En tren con destino errado se va más lento que andando a pie... bien lo canta Jorge Drexler
Bajábamos por la calle El Rosal sorteando a recién salidos de la adolescencia con dos copas de menos para alcanzar el coma etílico, y no podía evitar preguntarme cómo yo, cómo nosotras, a los veinte, podíamos ligar con nuestros Levi’s pesqueros, los lazos de Don Algodón y esos jerséis Privata dos tallas mayores; viendo a esas chiquillas luciendo cinturones a modo de minifalda y esos tacones imposibles desafiando a la gravedad y a la lluvia. Cómo incluso ahora y no sólo por los años de más, puedo competir yo, que no me apeo de unos vaqueros, aunque esa noche me hubiera encaramado a unos tacones y hasta me hubiese peinado… no quise tentar a la suerte y no verbalicé mis temores.
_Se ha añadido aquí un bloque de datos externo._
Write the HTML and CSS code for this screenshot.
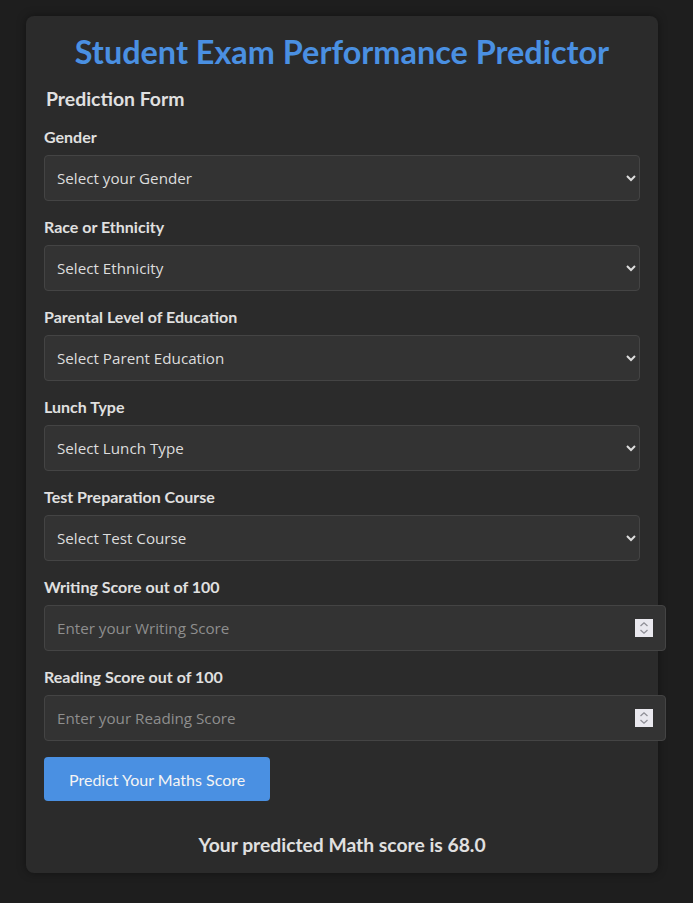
FILE: index.html
```html
<!DOCTYPE html>
<html lang="en">
<head>
<meta charset="utf-8">
<title>Student Exam Performance Predictor</title>
<link rel="stylesheet" href="styles.css">
</head>
<body>
<div class="card">
  <h1 class="title">Student Exam Performance Predictor</h1>
  <form class="form">
    <h2 class="legend">Prediction Form</h2>
    <div class="field">
      <label class="label">Gender</label>
      <select class="control select"><option>Select your Gender</option></select>
    </div>
    <div class="field">
      <label class="label">Race or Ethnicity</label>
      <select class="control select"><option>Select Ethnicity</option></select>
    </div>
    <div class="field">
      <label class="label">Parental Level of Education</label>
      <select class="control select"><option>Select Parent Education</option></select>
    </div>
    <div class="field">
      <label class="label">Lunch Type</label>
      <select class="control select"><option>Select Lunch Type</option></select>
    </div>
    <div class="field">
      <label class="label">Test Preparation Course</label>
      <select class="control select"><option>Select Test Course</option></select>
    </div>
    <div class="field">
      <label class="label">Writing Score out of 100</label>
      <div class="input-wrap">
        <input class="control input" type="number" placeholder="Enter your Writing Score">
        <span class="spinner"><svg width="18" height="18" viewBox="0 0 18 18"><path d="M5.5 7 L9 3.8 L12.5 7 M5.5 11 L9 14.2 L12.5 11" fill="none" stroke="#8f8f96" stroke-width="1.3"/></svg></span>
      </div>
    </div>
    <div class="field">
      <label class="label">Reading Score out of 100</label>
      <div class="input-wrap">
        <input class="control input" type="number" placeholder="Enter your Reading Score">
        <span class="spinner"><svg width="18" height="18" viewBox="0 0 18 18"><path d="M5.5 7 L9 3.8 L12.5 7 M5.5 11 L9 14.2 L12.5 11" fill="none" stroke="#8f8f96" stroke-width="1.3"/></svg></span>
      </div>
    </div>
    <div class="actions">
      <button class="btn" type="button">Predict Your Maths Score</button>
    </div>
  </form>
  <p class="result">Your predicted Math score is 68.0</p>
</div>
</body>
</html>
```
FILE: styles.css
```css
html, body {
  margin: 0;
  background: #1e1e1e;
}
body {
  padding: 16px 35px 31px 26px;
  font-family: Lato, "Open Sans", sans-serif;
  color: #e0e0e0;
}
.card {
  background: #2b2b2b;
  border-radius: 8px;
  padding: 17px 18px 16px;
  box-shadow: 0 0 10px rgba(0,0,0,0.4);
}
.title {
  margin: 0;
  text-align: center;
  color: #4a90e2;
  font-size: 32.4px;
  font-weight: 700;
  line-height: 38px;
}
.form {
  display: flex;
  flex-direction: column;
}
.legend {
  margin: 16px 0 0 2px;
  font-size: 19.4px;
  font-weight: 700;
  line-height: 24px;
  color: #e0e0e0;
}
.field {
  display: flex;
  flex-direction: column;
  margin-top: 16px;
}
.label {
  font-size: 16px;
  font-weight: 700;
  line-height: 20px;
  margin-bottom: 8px;
  color: #e0e0e0;
}
.control {
  height: 46px;
  background: #333333;
  border: 1px solid #444444;
  border-radius: 4px;
  color: #dddddd;
  font-family: "Open Sans", Lato, sans-serif;
  font-size: 15.2px;
  width: 100%;
  box-sizing: border-box;
}
.select {
  padding: 0 8px;
}
.input-wrap {
  position: relative;
}
.input {
  box-sizing: content-box;
  height: 44px;
  padding: 0 12px;
  display: block;
  appearance: textfield;
  -moz-appearance: textfield;
}
.input::-webkit-inner-spin-button,
.input::-webkit-outer-spin-button {
  -webkit-appearance: none;
  margin: 0;
}
.input::placeholder {
  color: #8e8e8e;
}
.spinner {
  position: absolute;
  right: -13px;
  top: 14px;
  width: 18px;
  height: 18px;
  background: #e9e8ee;
  display: block;
}
.spinner svg {
  display: block;
}
.actions {
  margin-top: 16px;
}
.btn {
  background: #4a90e2;
  color: #f4f4f4;
  border: none;
  border-radius: 4px;
  height: 44px;
  padding: 0 25px;
  font-family: Lato, sans-serif;
  font-size: 16px;
}
.result {
  margin: 32px 0 0;
  text-align: center;
  font-size: 19.3px;
  font-weight: 700;
  color: #e0e0e0;
  line-height: 24px;
}
```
Así que seguimos rememorando nuestros años jóvenes y llegando a la conclusión de que ninguno de los dos regresaríamos por gusto a ellos, renunciando a nuestros 34 y 35 respectivamente; e íbamos enumerando nuestros locales preferidos de aquellos años, el ‘Mare Nostrum’ o ‘la Maniega’ con sus bancos corridos, el ‘Policía’ o ‘La Imprenta’, donde servían esos chupitos que llamaban ‘el semáforo’ y por los que tendrían que pagarme hoy a mí para bebérmelos. Saltamos de ciudad en ciudad y decidimos que los mejores antros están en Malasaña y que es una pena que en Cimadevilla se perdiera el espíritu canalla de lugares que probablemente habiten el olvido, como aquél en el que nos tomaron por profesionales del sexo y donde ofrecieron pagarme mil duros, o el ‘Cirigüeña’, cuyo camarero era el chico más guapo que yo haya conocido nunca; él mismo que infructuosamente trató de enseñarme a jugar al mus en aquella cafetería que había detrás de ‘peritos’, cuando aún la Escuela de Ingenieros Técnicos Industriales era ‘peritos’ y estaba en la calle Manuel Llaneza, y a donde nos escapábamos a la menor oportunidad, no sólo para verle a él, sino porque los tíos que estudiaban allí eran menos serios y adustos que nuestros compañeros de pupitre en Viesques.
Tanta nostalgia es lo que trae, que acabamos en el 'Ca Beleño', después de tantos años sin pisarlo y lugar al que siempre acabo volviendo en los momentos importantes. Y tal vez éste lo fuera, quién sabe, porque cuando le advertí que no me tomara en serio, que yo no era mucho más que una chica un tanto rara, él contestó que ya lo sabía, que cobraba una subvención del Principado por invitar a las chicas raras a cenar, así que no me quedaba otra más que aceptar su invitación a una cena, que necesitaba una factura que presentar.
Se levantó a pagar, él invitaba, que las cervezas también desgravan; mientras sonaba su teléfono y atendía la llamada y yo me quedaba sentada apurando mi ‘guinness’ y observando al respetable sentado en la terraza a través de los cristales. De pronto creo reconocer una cara y pienso que es imposible, improbable e indecente. Aunque en realidad ‘impossible is nothing’, que diría aquél; altamente improbable, sí, cierto; e indecente al menos para mí, el estar en mi ciudad y no habérmelo comunicado. Me pregunto qué haré yo cuando en breve y en visita lúdica, visite la suya, si también caeré en la indecencia de no reportarme y decir, hey, babe, que ando por tus calles. Pero no es él, y ni siquiera se le parece cuando paso a su lado y puedo verle de cerca. Y vuelvo a interrogarme a mí misma con un qué hubiese hecho de haber sido, si hubiese dejado plantado a mi expediente X para lanzarme a sus brazos, como aquella vez con un medio novio en el ‘Diario Roma’, al que dejé literalmente tirado cuando apareció en mi horizonte quién yo nunca quise que se perdiera en él, robándoselo a Jorge Ilegales, con el que como cada sábado a eso de las dos, compartía tragos y conversación.
Regresa a la mesa y me mira con una sonrisa a la que tal vez podría acostumbrarme, mientras yo trato de obviar a la memoria, siempre traicionera e inoportuna, dispuesta a recordarme a cualquier precio que las comparaciones son odiosas y que en ellas siempre sale alguien perdiendo; alguien que no es tan alto, ni tan guapo, ni posee tanto talento, ni una voz tan ronca, ni unos ojos de color tan indescriptible, y cuyos besos tal vez no sepan a noviembre… al mejor de los otoños.